> Task goal: Look through the data below and report how many lines include "that". Only the number should be given.

> Information provided:
##########

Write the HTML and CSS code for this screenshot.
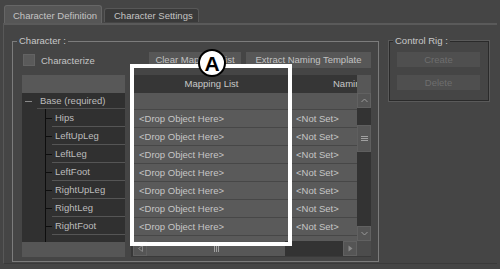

##########

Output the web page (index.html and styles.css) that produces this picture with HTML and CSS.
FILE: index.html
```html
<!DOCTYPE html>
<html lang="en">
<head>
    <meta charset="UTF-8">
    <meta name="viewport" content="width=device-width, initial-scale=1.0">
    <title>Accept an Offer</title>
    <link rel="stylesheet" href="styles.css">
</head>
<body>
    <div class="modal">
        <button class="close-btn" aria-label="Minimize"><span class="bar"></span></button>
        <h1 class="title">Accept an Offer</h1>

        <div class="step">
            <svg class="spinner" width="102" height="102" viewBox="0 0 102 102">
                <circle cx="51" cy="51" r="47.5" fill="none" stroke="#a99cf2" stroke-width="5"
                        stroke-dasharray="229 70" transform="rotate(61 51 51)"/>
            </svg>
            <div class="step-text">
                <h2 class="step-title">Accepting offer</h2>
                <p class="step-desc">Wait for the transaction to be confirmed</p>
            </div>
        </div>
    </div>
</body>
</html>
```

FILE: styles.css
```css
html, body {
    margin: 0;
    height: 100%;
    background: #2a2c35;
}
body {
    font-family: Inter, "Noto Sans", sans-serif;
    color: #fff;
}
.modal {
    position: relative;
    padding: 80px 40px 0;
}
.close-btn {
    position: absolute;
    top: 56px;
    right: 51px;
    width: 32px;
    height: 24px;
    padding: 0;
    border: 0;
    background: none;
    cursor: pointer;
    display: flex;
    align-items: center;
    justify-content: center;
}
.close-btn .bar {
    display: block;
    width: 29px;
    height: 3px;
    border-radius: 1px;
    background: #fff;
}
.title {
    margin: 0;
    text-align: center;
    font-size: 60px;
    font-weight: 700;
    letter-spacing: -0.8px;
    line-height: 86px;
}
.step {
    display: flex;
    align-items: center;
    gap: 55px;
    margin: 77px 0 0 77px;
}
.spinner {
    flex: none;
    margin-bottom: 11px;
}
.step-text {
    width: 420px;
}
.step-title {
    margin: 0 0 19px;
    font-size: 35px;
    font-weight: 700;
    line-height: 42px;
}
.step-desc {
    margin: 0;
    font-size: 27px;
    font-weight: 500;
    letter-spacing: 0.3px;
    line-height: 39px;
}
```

##########

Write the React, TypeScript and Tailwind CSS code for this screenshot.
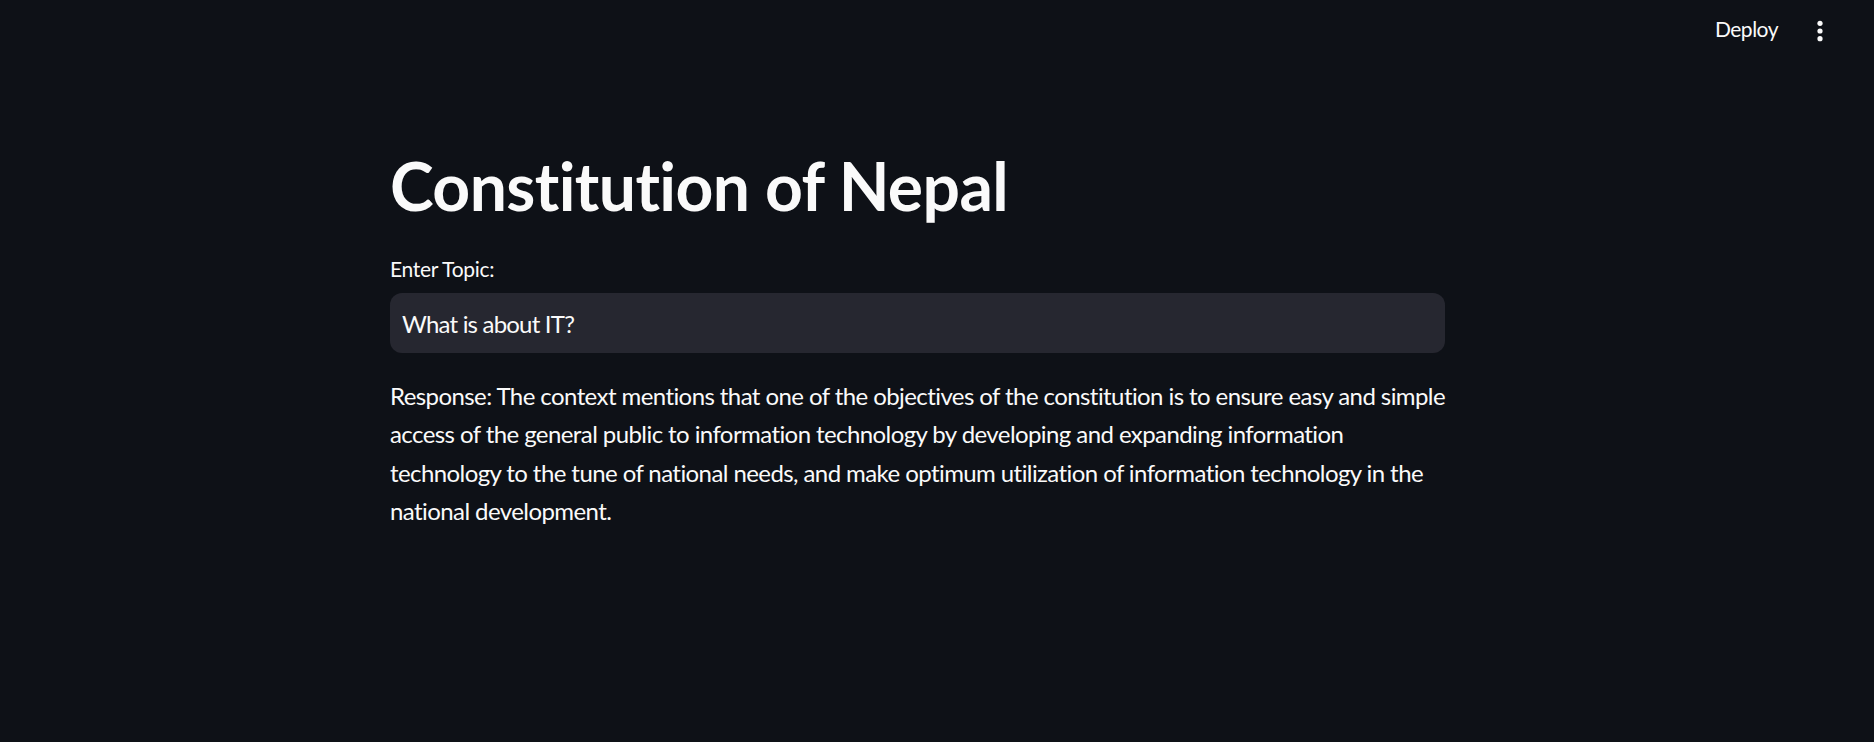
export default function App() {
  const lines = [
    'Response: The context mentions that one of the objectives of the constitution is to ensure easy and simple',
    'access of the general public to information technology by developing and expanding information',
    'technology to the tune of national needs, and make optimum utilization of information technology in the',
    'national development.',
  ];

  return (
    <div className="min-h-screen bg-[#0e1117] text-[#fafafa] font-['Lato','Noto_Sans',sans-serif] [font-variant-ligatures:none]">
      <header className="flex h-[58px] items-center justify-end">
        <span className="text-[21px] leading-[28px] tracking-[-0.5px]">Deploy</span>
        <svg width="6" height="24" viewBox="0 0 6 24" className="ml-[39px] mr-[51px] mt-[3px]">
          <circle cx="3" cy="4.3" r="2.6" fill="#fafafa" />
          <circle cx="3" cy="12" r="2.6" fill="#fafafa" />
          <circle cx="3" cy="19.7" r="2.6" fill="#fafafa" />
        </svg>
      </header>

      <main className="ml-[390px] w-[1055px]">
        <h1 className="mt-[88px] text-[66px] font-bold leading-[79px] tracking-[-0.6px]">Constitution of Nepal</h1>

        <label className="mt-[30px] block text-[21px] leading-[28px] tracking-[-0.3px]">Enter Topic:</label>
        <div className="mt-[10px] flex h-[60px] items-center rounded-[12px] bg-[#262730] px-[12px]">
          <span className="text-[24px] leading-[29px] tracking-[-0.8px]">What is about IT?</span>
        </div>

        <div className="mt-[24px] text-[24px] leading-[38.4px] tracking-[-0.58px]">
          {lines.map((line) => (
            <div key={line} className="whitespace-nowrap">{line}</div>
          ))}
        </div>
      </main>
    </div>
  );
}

##########

> Response: 2